Track down each line that has the word "styles" and copy it.
++++++++++
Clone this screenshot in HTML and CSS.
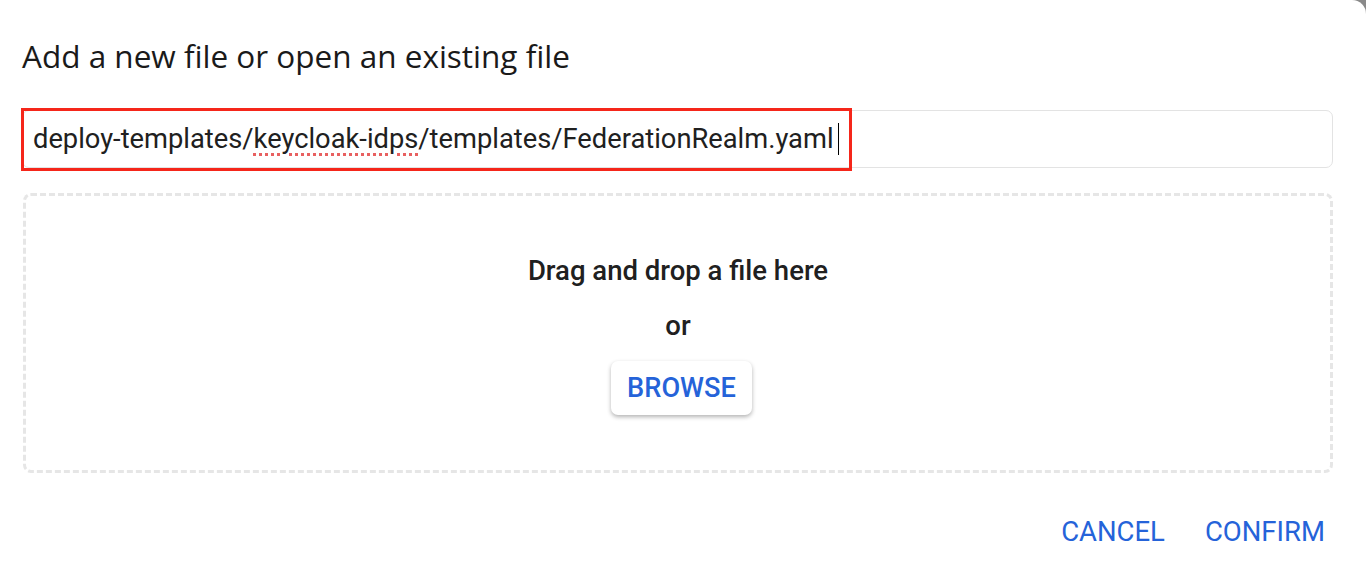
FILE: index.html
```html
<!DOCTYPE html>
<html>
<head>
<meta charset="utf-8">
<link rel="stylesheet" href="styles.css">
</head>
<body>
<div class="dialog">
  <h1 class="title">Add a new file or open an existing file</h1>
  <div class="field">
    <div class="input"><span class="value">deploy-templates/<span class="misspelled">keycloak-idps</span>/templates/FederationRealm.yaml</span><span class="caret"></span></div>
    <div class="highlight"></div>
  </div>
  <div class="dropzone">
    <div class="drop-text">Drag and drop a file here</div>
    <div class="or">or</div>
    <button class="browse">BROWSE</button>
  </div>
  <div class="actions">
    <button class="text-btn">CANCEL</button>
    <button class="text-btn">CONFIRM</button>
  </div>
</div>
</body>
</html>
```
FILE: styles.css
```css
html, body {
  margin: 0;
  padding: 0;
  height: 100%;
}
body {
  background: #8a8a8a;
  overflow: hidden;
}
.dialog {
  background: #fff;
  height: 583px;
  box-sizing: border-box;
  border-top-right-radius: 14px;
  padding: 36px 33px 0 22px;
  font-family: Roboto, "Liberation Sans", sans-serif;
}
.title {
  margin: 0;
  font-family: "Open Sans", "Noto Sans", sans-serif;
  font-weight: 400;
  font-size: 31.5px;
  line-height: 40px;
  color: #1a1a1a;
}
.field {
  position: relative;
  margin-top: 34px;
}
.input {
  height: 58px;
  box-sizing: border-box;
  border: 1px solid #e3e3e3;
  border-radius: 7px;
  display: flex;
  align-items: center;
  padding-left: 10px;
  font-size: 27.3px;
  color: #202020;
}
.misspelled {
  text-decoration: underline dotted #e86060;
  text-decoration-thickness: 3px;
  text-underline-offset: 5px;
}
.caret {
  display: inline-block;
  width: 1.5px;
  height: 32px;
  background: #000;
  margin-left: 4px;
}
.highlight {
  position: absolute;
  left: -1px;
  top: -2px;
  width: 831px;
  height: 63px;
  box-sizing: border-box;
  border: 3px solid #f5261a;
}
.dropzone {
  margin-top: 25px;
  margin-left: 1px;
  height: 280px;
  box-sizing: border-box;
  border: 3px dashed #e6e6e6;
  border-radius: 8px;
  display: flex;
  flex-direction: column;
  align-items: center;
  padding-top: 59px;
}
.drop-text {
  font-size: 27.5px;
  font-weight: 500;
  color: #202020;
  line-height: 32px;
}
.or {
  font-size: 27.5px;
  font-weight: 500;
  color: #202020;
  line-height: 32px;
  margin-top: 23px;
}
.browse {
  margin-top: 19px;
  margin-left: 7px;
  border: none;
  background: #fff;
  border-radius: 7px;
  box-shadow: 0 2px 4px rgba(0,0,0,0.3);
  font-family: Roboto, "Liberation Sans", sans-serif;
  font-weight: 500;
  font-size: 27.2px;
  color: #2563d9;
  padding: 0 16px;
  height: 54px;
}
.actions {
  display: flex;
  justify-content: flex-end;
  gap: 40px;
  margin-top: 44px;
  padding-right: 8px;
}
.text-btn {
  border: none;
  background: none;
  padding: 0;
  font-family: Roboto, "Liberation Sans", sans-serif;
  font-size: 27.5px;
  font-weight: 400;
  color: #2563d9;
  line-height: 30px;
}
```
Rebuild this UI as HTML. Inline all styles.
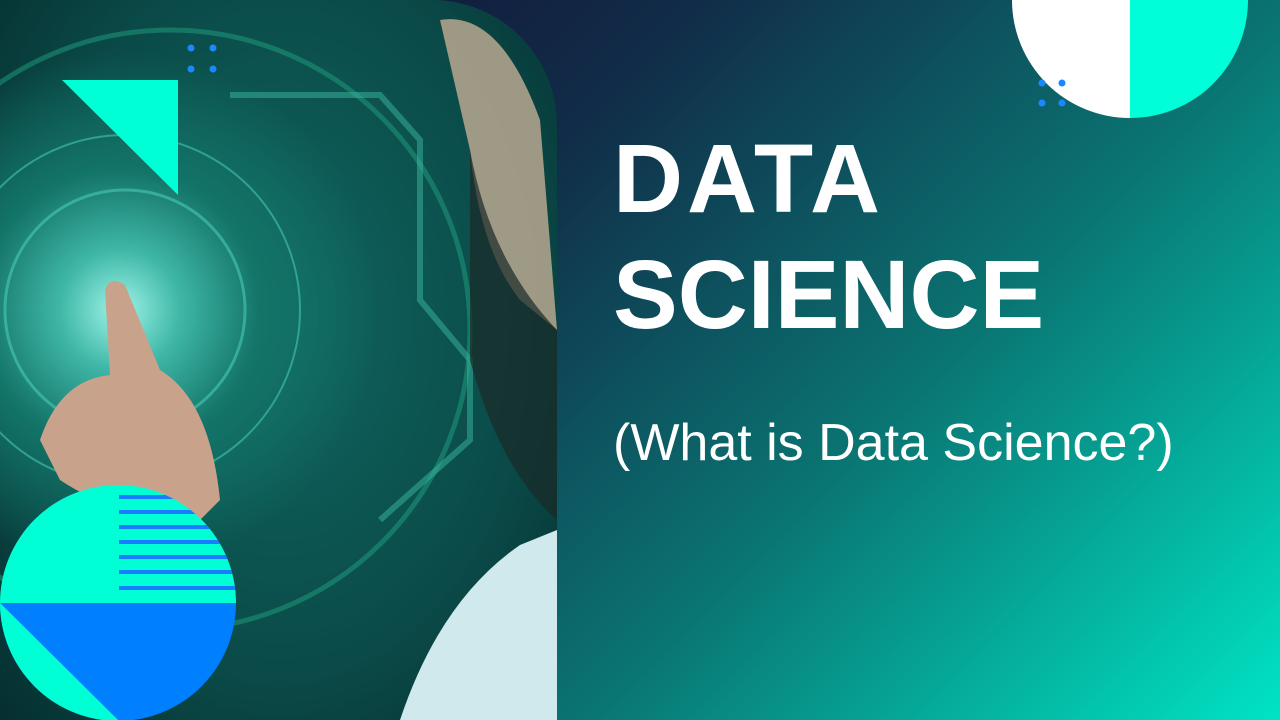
++++++++++
→ Task output:
<link rel="stylesheet" href="styles.css">
FILE: styles.css
Rebuild this UI as HTML. Inline all styles.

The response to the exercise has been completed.